*Supplied information*:
## Start

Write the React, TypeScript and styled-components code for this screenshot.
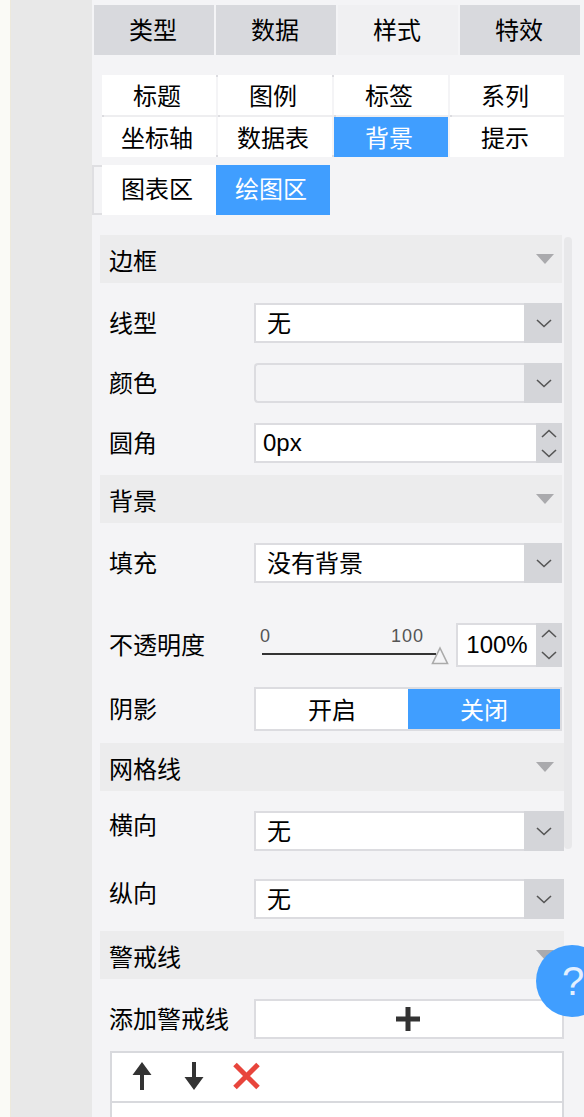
import styled, { createGlobalStyle } from "styled-components";

const Global = createGlobalStyle`
  html, body {
    margin: 0;
    height: 100%;
    overflow: hidden;
    background: #f4f4f6;
  }
  * {
    box-sizing: border-box;
  }
`;

const Page = styled.div`
  position: relative;
  display: flex;
  width: 584px;
  height: 1117px;
  overflow: hidden;
  font-family: "Liberation Sans", "Noto Sans CJK SC", sans-serif;
  font-size: 24px;
  line-height: 1;
  color: #000;
`;

const Rail = styled.div`
  flex: none;
  width: 92px;
  margin-left: 10px;
  border-left: 1px solid #ede9dc;
  background: #e8e8e8;
`;

const Edge = styled.div`
  flex: none;
  width: 10px;
  margin-right: -10px;
  background: #fafaf6;
`;

const Panel = styled.div`
  position: relative;
  flex: none;
  width: 492px;
  margin-left: -10px;
  padding-top: 5px;
  background: #f4f4f6;
`;

const MainTabs = styled.div`
  display: flex;
  gap: 2px;
  padding-left: 2px;
`;

const MainTab = styled.div<{ $active?: boolean }>`
  display: flex;
  align-items: center;
  justify-content: center;
  width: 120px;
  height: 50px;
  padding: 2px 2px 0 0;
  background: ${(p) => (p.$active ? "#f0f0f2" : "#d8d9dd")};
`;

// little grey dots where the cells meet, the rest of the gap is plain
const dot = (x: number, y: number) =>
  `linear-gradient(#dcdce0, #dcdce0) ${x}px ${y}px / 2px 2px no-repeat`;

const SubGrid = styled.div`
  display: grid;
  grid-template-columns: repeat(4, 114px);
  grid-auto-rows: 40px;
  gap: 2px;
  width: 462px;
  margin: 20px 0 0 10px;
  background: ${dot(114, 0)}, ${dot(230, 0)}, ${dot(114, 80)}, ${dot(230, 80)},
    ${dot(0, 40)}, ${dot(116, 40)}, ${dot(232, 40)}, ${dot(348, 40)},
    linear-gradient(#eeeef0, #eeeef0) 0 40px / 100% 2px no-repeat;
`;

const SubTab = styled.div<{ $active?: boolean }>`
  display: flex;
  align-items: center;
  justify-content: center;
  padding: 3px 4px 0 0;
  background: ${(p) => (p.$active ? "#409eff" : "#fff")};
  color: ${(p) => (p.$active ? "#fff" : "#000")};
`;

const AreaTabs = styled.div`
  display: flex;
  height: 50px;
  margin-top: 8px;
`;

const AreaTail = styled.div`
  width: 10px;
  border: 2px solid #dfdfe2;
  border-right: 0;
`;

const AreaTab = styled(SubTab)`
  width: 114px;
  padding-top: 0;
`;

const Section = styled.section<{ $wide?: boolean }>`
  width: ${(p) => (p.$wide ? "464px" : "462px")};
  margin-left: 8px;
`;

const FirstSection = styled(Section)`
  margin-top: 20px;
`;

const SectionHead = styled.div<{ $wide?: boolean }>`
  display: flex;
  align-items: center;
  justify-content: space-between;
  height: 48px;
  padding: 0 ${(p) => (p.$wide ? "10px" : "8px")} 0 9px;
  background: #ececed;
`;

const SectionTitle = styled.div`
  padding-top: 6px;
`;

const Rows = styled.div<{ $gap?: number; $last?: boolean }>`
  display: flex;
  flex-direction: column;
  gap: ${(p) => p.$gap ?? 20}px;
  padding: 20px 0 ${(p) => (p.$last ? 0 : 12)}px;
`;

const Row = styled.div<{ $spaced?: boolean }>`
  display: flex;
  align-items: center;
  margin-top: ${(p) => (p.$spaced ? "20px" : "0")};
`;

const Label = styled.div<{ $raised?: boolean }>`
  flex: none;
  width: 154px;
  padding-left: 9px;
  margin-top: ${(p) => (p.$raised ? "-10px" : "2px")};
`;

const Select = styled.div<{ $disabled?: boolean }>`
  display: flex;
  flex: 1;
  height: 40px;
  border: 2px solid #dcdce0;
  border-right: 0;
  border-radius: ${(p) => (p.$disabled ? "4px 0 0 4px" : "0")};
  background: ${(p) => (p.$disabled ? "#f4f4f6" : "#fff")};
`;

const SelectValue = styled.div`
  display: flex;
  flex: 1;
  align-items: center;
  padding: 2px 0 0 11px;
`;

const SelectArrow = styled.div`
  display: flex;
  flex: none;
  align-items: center;
  justify-content: center;
  width: 38px;
  margin: -2px 0;
  padding-left: 2px;
  background: #d4d5d9;
`;

const WideArrow = styled(SelectArrow)`
  width: 40px;
  padding-left: 0;
`;

const NumberInput = styled.div`
  display: flex;
  flex: 1;
  height: 40px;
  border: 2px solid #dcdce0;
  border-right: 0;
  background: #fff;
`;

const NumberValue = styled.div`
  display: flex;
  flex: 1;
  align-items: center;
  padding-left: 7px;
`;

const Stepper = styled.div`
  display: flex;
  flex: none;
  flex-direction: column;
  align-items: center;
  justify-content: space-between;
  width: 26px;
  margin: -2px 0;
  padding: 6px 0 5px;
  background: #d4d5d9;
`;

const TallStepper = styled(Stepper)`
  padding: 6px 0 7px;
`;

const Slider = styled.div`
  position: relative;
  flex: none;
  width: 202px;
  height: 44px;
  padding: 4px 0 0 6px;
`;

const SliderTicks = styled.div`
  display: flex;
  justify-content: space-between;
  width: 164px;
  font-size: 18px;
  letter-spacing: 1px;
  color: #555;
`;

const SliderTrack = styled.div`
  width: 174px;
  height: 2px;
  margin: 8px 0 0 2px;
  background: #333;
`;

const SliderHandle = styled.svg`
  position: absolute;
  left: 177px;
  top: 23px;
`;

const OpacityInput = styled(NumberInput)`
  height: 44px;
`;

const OpacityValue = styled(NumberValue)`
  justify-content: center;
  padding-left: 0;
`;

const Switch = styled.div`
  display: flex;
  flex: 1;
  height: 44px;
  border: 2px solid #dcdce0;
  background: #fff;
`;

const SwitchOption = styled(SubTab)`
  flex: 1;
  padding: 4px 0 0;
`;

const AddButton = styled.div`
  display: flex;
  flex: 1;
  align-items: center;
  justify-content: center;
  height: 40px;
  padding-right: 2px;
  border: 2px solid #dcdce0;
  background: #fff;
`;

const LineList = styled.div`
  width: 454px;
  height: 80px;
  margin: 12px 0 0 18px;
  border: 2px solid #d8d9dd;
  background: #fff;
`;

const LineTools = styled.div`
  display: flex;
  align-items: center;
  height: 50px;
  padding: 0 0 2px 20px;
  border-bottom: 2px solid #d8d9dd;
`;

const ToolIcon = styled.svg`
  flex: none;
`;

const ArrowTool = styled(ToolIcon)`
  margin-right: 32px;
`;

const CloseTool = styled(ToolIcon)`
  margin-left: -3px;
`;

const Scrollbar = styled.div`
  position: absolute;
  left: 472px;
  top: 237px;
  width: 8px;
  height: 612px;
  border-radius: 4px;
  background: #e8e8ea;
`;

const HelpButton = styled.div`
  position: absolute;
  left: 536px;
  top: 945px;
  display: flex;
  align-items: center;
  width: 72px;
  height: 72px;
  padding-left: 26px;
  border-radius: 50%;
  background: #409eff;
  font-size: 40px;
  color: #e3f0ff;
`;

function Caret() {
  return (
    <svg width="18" height="10" viewBox="0 0 18 10">
      <path d="M0 0h18l-9 10z" fill="#aaaaad" />
    </svg>
  );
}

function ChevronDown() {
  return (
    <svg width="16" height="9" viewBox="0 0 16 9">
      <path d="M1 1l7 6.5L15 1" fill="none" stroke="#555" strokeWidth="1.6" />
    </svg>
  );
}

function ChevronUp() {
  return (
    <svg width="16" height="9" viewBox="0 0 16 9">
      <path d="M1 8l7-6.5L15 8" fill="none" stroke="#555" strokeWidth="1.6" />
    </svg>
  );
}

function Head({ title, wide }: { title: string; wide?: boolean }) {
  return (
    <SectionHead $wide={wide}>
      <SectionTitle>{title}</SectionTitle>
      <Caret />
    </SectionHead>
  );
}

function SelectBox({ value, disabled, wide }: { value?: string; disabled?: boolean; wide?: boolean }) {
  const Arrow = wide ? WideArrow : SelectArrow;
  return (
    <Select $disabled={disabled}>
      <SelectValue>{value}</SelectValue>
      <Arrow>
        <ChevronDown />
      </Arrow>
    </Select>
  );
}

const subTabs = ["标题", "图例", "标签", "系列", "坐标轴", "数据表", "背景", "提示"];

export default function App() {
  return (
    <Page>
      <Global />
      <Edge />
      <Rail />
      <Panel>
        <MainTabs>
          <MainTab>类型</MainTab>
          <MainTab>数据</MainTab>
          <MainTab $active>样式</MainTab>
          <MainTab>特效</MainTab>
        </MainTabs>

        <SubGrid>
          {subTabs.map((t) => (
            <SubTab key={t} $active={t === "背景"}>
              {t}
            </SubTab>
          ))}
        </SubGrid>

        <AreaTabs>
          <AreaTail />
          <AreaTab>图表区</AreaTab>
          <AreaTab $active>绘图区</AreaTab>
        </AreaTabs>

        <FirstSection>
          <Head title="边框" />
          <Rows>
            <Row>
              <Label>线型</Label>
              <SelectBox value="无" />
            </Row>
            <Row>
              <Label>颜色</Label>
              <SelectBox disabled />
            </Row>
            <Row>
              <Label>圆角</Label>
              <NumberInput>
                <NumberValue>0px</NumberValue>
                <Stepper>
                  <ChevronUp />
                  <ChevronDown />
                </Stepper>
              </NumberInput>
            </Row>
          </Rows>
        </FirstSection>

        <Section>
          <Head title="背景" />
          <Rows>
            <Row>
              <Label>填充</Label>
              <SelectBox value="没有背景" />
            </Row>
            <Row $spaced>
              <Label>不透明度</Label>
              <Slider>
                <SliderTicks>
                  <span>0</span>
                  <span>100</span>
                </SliderTicks>
                <SliderTrack />
                <SliderHandle width="18" height="19" viewBox="0 0 18 19">
                  <path d="M9 2L16.500 17.500H1.500z" fill="#f4f4f6" stroke="#aaa" strokeWidth="1.6" />
                </SliderHandle>
              </Slider>
              <OpacityInput>
                <OpacityValue>100%</OpacityValue>
                <TallStepper>
                  <ChevronUp />
                  <ChevronDown />
                </TallStepper>
              </OpacityInput>
            </Row>
            <Row>
              <Label>阴影</Label>
              <Switch>
                <SwitchOption>开启</SwitchOption>
                <SwitchOption $active>关闭</SwitchOption>
              </Switch>
            </Row>
          </Rows>
        </Section>

        <Section $wide>
          <Head title="网格线" wide />
          <Rows $gap={28}>
            <Row>
              <Label $raised>横向</Label>
              <SelectBox value="无" wide />
            </Row>
            <Row>
              <Label $raised>纵向</Label>
              <SelectBox value="无" wide />
            </Row>
          </Rows>
        </Section>

        <Section $wide>
          <Head title="警戒线" wide />
          <Rows $last>
            <Row>
              <Label>添加警戒线</Label>
              <AddButton>
                <svg width="24" height="24" viewBox="0 0 24 24">
                  <path d="M12 0v24M0 12h24" stroke="#333" strokeWidth="5" />
                </svg>
              </AddButton>
            </Row>
          </Rows>
        </Section>

        <LineList>
          <LineTools>
            <ArrowTool width="20" height="28" viewBox="0 0 20 28">
              <path d="M10 0l9.500 13H12v15H8V13H.5z" fill="#333" />
            </ArrowTool>
            <ArrowTool width="20" height="28" viewBox="0 0 20 28">
              <path d="M10 28L.5 15H8V0h4v15h7.500z" fill="#333" />
            </ArrowTool>
            <CloseTool width="27" height="28" viewBox="0 0 27 28">
              <path d="M2 2.500l23 23M25 2.500l-23 23" stroke="#e8453c" strokeWidth="5" />
            </CloseTool>
          </LineTools>
        </LineList>

        <Scrollbar />
      </Panel>
      <HelpButton>?</HelpButton>
    </Page>
  );
}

## End

*Description of the task*:
Scan the material above for the word "components". Copy each line where it occurs.

*Task result*:
Write the React, TypeScript and styled-components code for this screenshot.
import styled, { createGlobalStyle } from "styled-components";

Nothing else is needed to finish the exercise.